start Stored data

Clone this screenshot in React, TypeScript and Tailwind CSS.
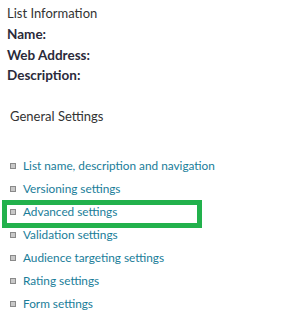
import React from "react";

const links = [
  "List name, description and navigation",
  "Versioning settings",
  "Advanced settings",
  "Validation settings",
  "Audience targeting settings",
  "Rating settings",
  "Form settings",
];

export default function App() {
  return (
    <div
      className="w-[301px] h-[314px] bg-white overflow-hidden text-[#444]"
      style={{ fontFamily: 'Lato, "Noto Sans", sans-serif' }}
    >
      <div className="pl-[7px] pt-[3px]">
        <div className="text-[13px] leading-[20px] text-[#333]">List Information</div>
        <div className="mt-[1px] flex flex-col text-[13.5px] font-bold leading-[20.5px] text-[#2a2a3a]">
          <span>Name:</span>
          <span>Web Address:</span>
          <span>Description:</span>
        </div>
      </div>
      <div className="pl-[10px] mt-[20px] text-[13px] leading-[20px] text-[#333]">General Settings</div>
      <ul className="mt-[29px] flex flex-col">
        {links.map((l) => {
          const hl = l === "Advanced settings";
          return (
            <li key={l} className="relative flex items-center h-[23px] pl-[10px]">
              <span className="w-[6px] h-[6px] bg-[#c8c8c8] border border-[#8a8a8a] mr-[7px] shrink-0" />
              <span className="text-[11.8px] text-[#197d99] whitespace-nowrap">{l}</span>
              {hl && (
                <span className="absolute left-[2px] top-[-1px] w-[200px] h-[28px] border-[5px] border-[#22b14c] pointer-events-none" />
              )}
            </li>
          );
        })}
      </ul>
    </div>
  );
}
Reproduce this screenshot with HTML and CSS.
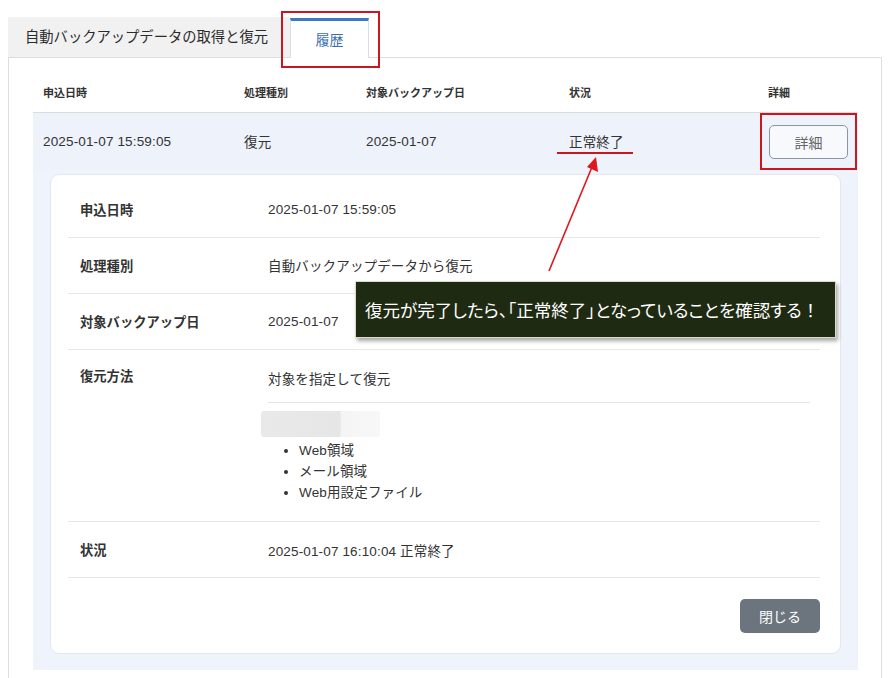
FILE: index.html
```html
<!DOCTYPE html>
<html lang="ja">
<head>
<meta charset="utf-8">
<link rel="stylesheet" href="styles.css">
</head>
<body>
<div class="page">
  <div class="tabs">
    <div class="tab">自動バックアップデータの取得と復元</div>
    <div class="tab active">履歴</div>
  </div>
  <div class="panel">
    <div class="thead">
      <div class="cell">申込日時</div>
      <div class="cell">処理種別</div>
      <div class="cell">対象バックアップ日</div>
      <div class="cell">状況</div>
      <div class="cell">詳細</div>
    </div>
    <div class="trow">
      <div class="cell">2025-01-07 15:59:05</div>
      <div class="cell cjk">復元</div>
      <div class="cell">2025-01-07</div>
      <div class="cell cjk">正常終了</div>
      <div class="cell"><button class="btn-detail">詳細</button></div>
    </div>
    <div class="expand">
      <div class="card">
        <div class="drow">
          <div class="dlabel">申込日時</div>
          <div class="dvalue">2025-01-07 15:59:05</div>
        </div>
        <div class="drow">
          <div class="dlabel">処理種別</div>
          <div class="dvalue cjk">自動バックアップデータから復元</div>
        </div>
        <div class="drow">
          <div class="dlabel">対象バックアップ日</div>
          <div class="dvalue">2025-01-07</div>
        </div>
        <div class="drow method">
          <div class="dlabel">復元方法</div>
          <div class="dvalue">
            <div class="mtitle cjk">対象を指定して復元</div>
            <div class="blurbox"></div>
            <ul class="mlist">
              <li>Web領域</li>
              <li>メール領域</li>
              <li>Web用設定ファイル</li>
            </ul>
          </div>
        </div>
        <div class="drow">
          <div class="dlabel">状況</div>
          <div class="dvalue">2025-01-07 16:10:04 正常終了</div>
        </div>
        <div class="cfoot">
          <button class="btn-close">閉じる</button>
        </div>
      </div>
    </div>
  </div>

  <div class="mark mark-tab"></div>
  <div class="mark mark-btn"></div>
  <div class="underline"></div>
  <svg class="arrow" width="890" height="678" viewBox="0 0 890 678">
    <line x1="549" y1="271" x2="592" y2="167" stroke="#e0161c" stroke-width="1.6"/>
    <polygon points="596,157 598,172 587,167" fill="#e0161c"/>
  </svg>
  <div class="note">復元が完了したら、「正常終了」となっていることを確認する<span class="excl">！</span></div>
</div>
</body>
</html>
```
FILE: styles.css
```css
html, body {
  margin: 0;
  padding: 0;
  background: #fff;
  overflow: hidden;
}
.page {
  position: relative;
  width: 890px;
  height: 678px;
  overflow: hidden;
  font-family: "Liberation Sans", "Noto Sans CJK JP", sans-serif;
  color: #333;
}
.cjk {
  position: relative;
  top: -1px;
}
.tabs {
  display: flex;
  margin: 17px 0 0 8px;
  height: 40px;
}
.tab {
  width: 265px;
  padding-left: 17px;
  background: #f1f1f1;
  font-size: 14.3px;
  line-height: 40px;
  color: #2b2b2b;
}
.tab.active {
  width: 77px;
  padding: 0;
  background: #fff;
  border-top: 3px solid #3d78c2;
  border-left: 1px solid #ddd;
  border-right: 1px solid #ddd;
  color: #3a6fb3;
  text-align: center;
  line-height: 38px;
  font-size: 14px;
  height: 37px;
  margin-top: 1px;
}
.panel {
  margin: 0 8px;
  border: 1px solid #dedede;
  border-bottom: none;
  padding: 0 23px 40px 24px;
}
.thead, .trow {
  display: grid;
  grid-template-columns: 201px 122px 203px 199px 1fr;
}
.thead {
  height: 54px;
  border-bottom: 1px solid #dcdcdc;
  box-sizing: content-box;
  align-items: start;
}
.thead .cell {
  padding: 28px 0 0 10px;
  font-size: 11px;
  font-weight: bold;
  line-height: 14px;
  color: #333;
}
.trow {
  height: 57px;
  align-items: center;
  background: #eef2fb;
}
.trow .cell {
  padding-left: 10px;
  font-size: 13.5px;
  letter-spacing: 0.15px;
  color: #333;
}
.btn-detail {
  margin-left: 1px;
  width: 79px;
  height: 34px;
  border: 1px solid #8c97a4;
  border-radius: 5px;
  background: #f7f9fd;
  color: #666;
  font-family: "Noto Sans CJK JP", sans-serif;
  font-size: 14px;
  padding: 0;
}
.expand {
  background: #eff3fc;
  padding: 4px 17px 16px;
}
.card {
  background: #fff;
  border: 1px solid #e3e7ef;
  border-radius: 9px;
  padding: 7px 20px 20px 17px;
}
.drow {
  display: grid;
  grid-template-columns: 200px 1fr;
  height: 55px;
  align-items: center;
  border-bottom: 1px solid #e8e8e8;
}
.dlabel {
  padding-left: 12px;
  font-size: 13.3px;
  font-weight: bold;
  color: #333;
}
.dvalue {
  font-size: 13.5px;
  letter-spacing: 0.15px;
  color: #333;
}
.drow.method {
  height: auto;
  align-items: start;
}
.method .dlabel {
  padding-top: 17px;
  line-height: 20px;
}
.method .dvalue {
  padding: 21px 10px 18px 0;
}
.mtitle {
  line-height: 20px;
  padding-bottom: 12px;
  border-bottom: 1px solid #e4e4e4;
}
.blurbox {
  margin: 7px 0 0 -7px;
  width: 119px;
  height: 26px;
  background: linear-gradient(90deg, #e9e9e9 0%, #e6e6e6 66%, #f5f5f5 68%, #f7f7f7 100%);
  border-radius: 3px;
}
.mlist {
  margin: 3px 0 0;
  padding-left: 31px;
  line-height: 21px;
}
.cfoot {
  display: flex;
  justify-content: flex-end;
  padding-top: 21px;
}
.btn-close {
  width: 80px;
  height: 34px;
  border: none;
  border-radius: 5px;
  background: #6c757d;
  color: #fff;
  font-family: "Noto Sans CJK JP", sans-serif;
  font-size: 14px;
  padding: 0;
}
.mark {
  position: absolute;
  border: 2px solid #c9161f;
  box-sizing: border-box;
}
.mark-tab {
  left: 281px;
  top: 11px;
  width: 99px;
  height: 57px;
}
.mark-btn {
  left: 760px;
  top: 113px;
  width: 97px;
  height: 57px;
}
.underline {
  position: absolute;
  left: 557px;
  top: 152px;
  width: 76px;
  height: 2px;
  background: #c9161f;
}
.arrow {
  position: absolute;
  left: 0;
  top: 0;
}
.note {
  position: absolute;
  left: 355px;
  top: 281px;
  width: 481px;
  height: 57px;
  padding-left: 9px;
  box-sizing: border-box;
  background: #1f2a13;
  border: 1px solid #d8dccb;
  box-shadow: 2px 3px 4px rgba(0,0,0,0.35);
  color: #fff;
  font-family: "Noto Sans CJK JP", sans-serif;
  font-size: 17.5px;
  line-height: 55px;
  font-feature-settings: "palt";
  white-space: nowrap;
}
.excl {
  font-feature-settings: normal;
}
```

end Stored data

→ **Exercise details**
In the entries above, find every line holding the word "this" and copy it out.

→ **Response to the task**
Clone this screenshot in React, TypeScript and Tailwind CSS.
Reproduce this screenshot with HTML and CSS.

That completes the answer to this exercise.